I can’t find the numbers I once saw estimating the actual savings of such a change, but I doubt that there could be a net reduction overall; increasing the size by nearly 50% might make Congress more cost-effective but there’d still be a larger number of salaries to pay. Still, I think there’s a case to be made that the other benefits of the change would make the cost worthwhile. (One handy advantage of this proposal is that, compared to some of the ideas discussed above which blithely suggest Constitutional amendments and so forth, it’s a relatively easy experiment: change one statute (though I can’t find out exactly which one at present) and see if we get a better government; if not, change the statute back and shrink the House again.)

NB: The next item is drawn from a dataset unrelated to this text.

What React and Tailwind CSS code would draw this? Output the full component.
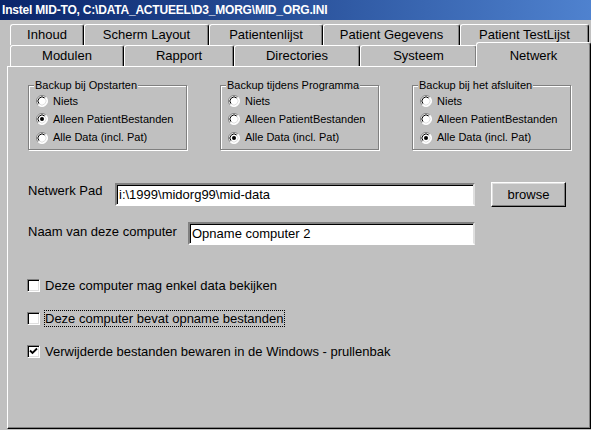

This thread has been fastinating!!! However, rather than haggling over contributions, let’s go to the core of the issue. The Founding Fathers never invisioned the rise of the proffesional politician whose main focus is simply to remain in office. The accuisition and constant maintenence of the campaign “warchest” seems to me to fade away somewhat with the insertion of TERM LIMITS! In my mind, both houses thus being limited like the executive branch would allow the balance of power to be restored to the origional intent and concentrate time and energy to serving the people rather than self preservation!!!

What should the limits be? LOL! I open the floor!

Im enjoying this too, great ideas mostly. The idea of incresing the size of the House is a great idea (why didn’t iI think of that). I agree with Jeff and Kimstu on changing the Senate.
Phil_15:

I’ve never much bought into “term limits” as I thought that was the purpose of elections. Yes I know there is one for President, but the reasoning behind it is acceptable,imho.